Race, Sense-Making, and Practice in the Co-Construction of Family-School Relations
PERIOD:
TO
Though race profoundly shapes experiences and constitutes a chasm between a predominantly White teaching force and an increasingly Black and Brown student body, the parent involvement literature has underestimated and underanalyzed race relative to class and culture. Doing so has compromised scholars’ and practitioners’ abilities to understand and mitigate schools’ struggles to successfully engage racially minoritized families – a pressing goal given the entrenched underperformance of minority students and extant evidence that productive family-school relations enhances student achievement. Addressing these limitations, the proposed ethnography will examine how the racialized sense-making and practices of educators and families of different racial/ethnic backgrounds intersect in one demographically diverse elementary school to affect how family-school relations vary along racial/ethnic lines.

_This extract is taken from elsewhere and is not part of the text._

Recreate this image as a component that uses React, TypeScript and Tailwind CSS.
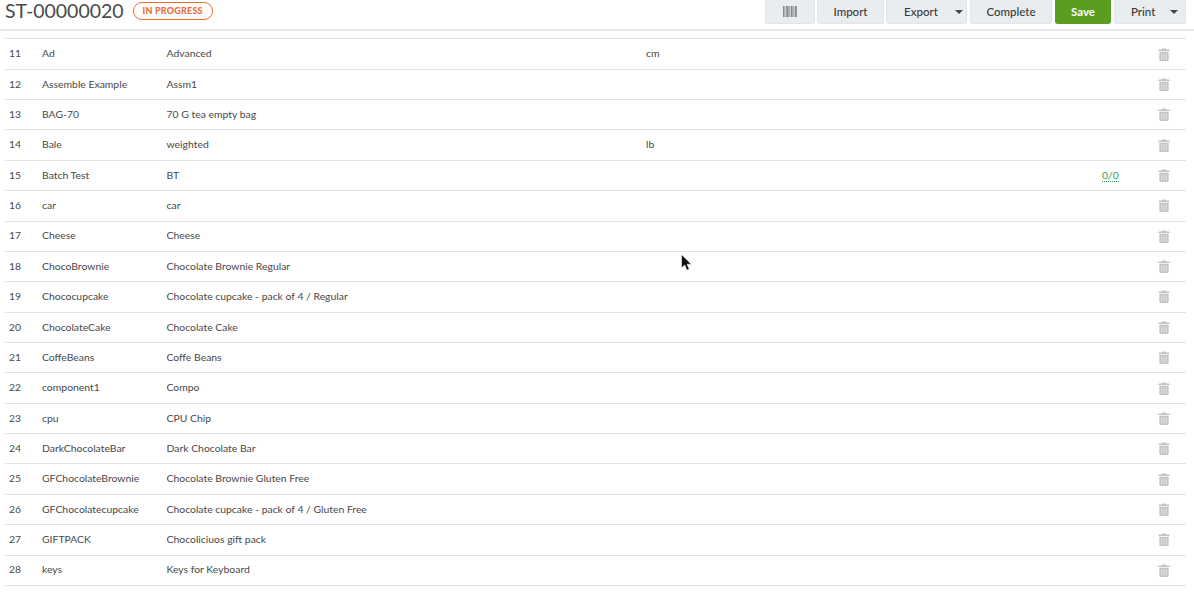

Specifically, the ethnography will capture 1) how, why, where, and under what conditions Black, Latino, Asian-American, Arab-American, and White families participate in the school and interact with school personnel and others in and out of school concerning their children’s education; 2) the racial assumptions, beliefs, and biases on the part of educators and families that influence such participation and (inter)action; and 3) the consequent implications regarding which families are (dis)empowered in school and in the local community with regards to influencing their children’s educational opportunities.